I'm curious what you think about the community building possibilities of Facebook groups, as opposed to pages. It's been my experience that the new groups can support a busy, active community, and the way that each person's 5 groups are displayed in the side bar now kind of does an end run around EdgeRank which has traditionally been one of the problems with Facebook (do your people even SEE your posts?)

Sadya

Are any of the present social media platforms, good as a community platforms? What about Linkedin groups? They are very limited options, you cannot customize the group but the level of engagement can be maintained.

Paul Aaron Travis

And what about the ownership/control of the community itself -- as in, could FB "turn you off" ?

Richard Becker

Hey Rich,

I always appreciate it someone sources material, but where did you get the idea that the research I was sourcing only measured likes? My understanding was that the firm measured several actions and not just clicks or even comments, but shares and all sorts of actions.

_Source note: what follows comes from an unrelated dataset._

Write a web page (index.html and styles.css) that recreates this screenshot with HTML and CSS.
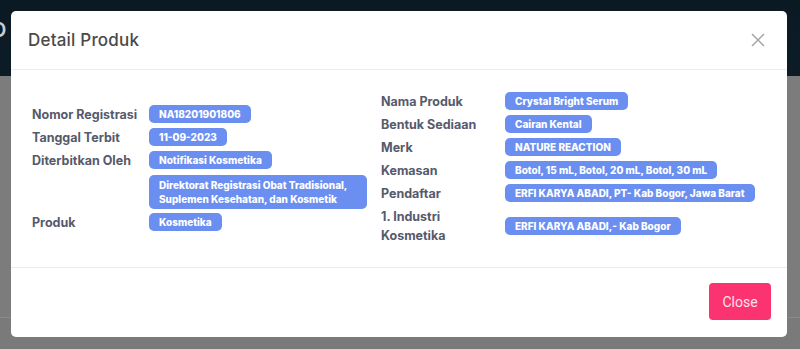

But more importantly, where did you get the idea that I thought Facebook wasn't an effective tool for building community? I manage several and find them very effective. My context was a bit different than your point. What I was demonstrating is that many companies are not using that platform effectively for that purpose.

Well, darn. I might have to follow my post up with some clarification.

Best,
Rich

Adi Gaskell

The thing is, for me the platform is irrelevant and we shouldn't get too hung up on which one we use.

What you need is a real purpose for your community. You need something that ties it all together and gives users a reason for being there.

If you don't have that then it doesn't matter which platform you use, you'll never have a community.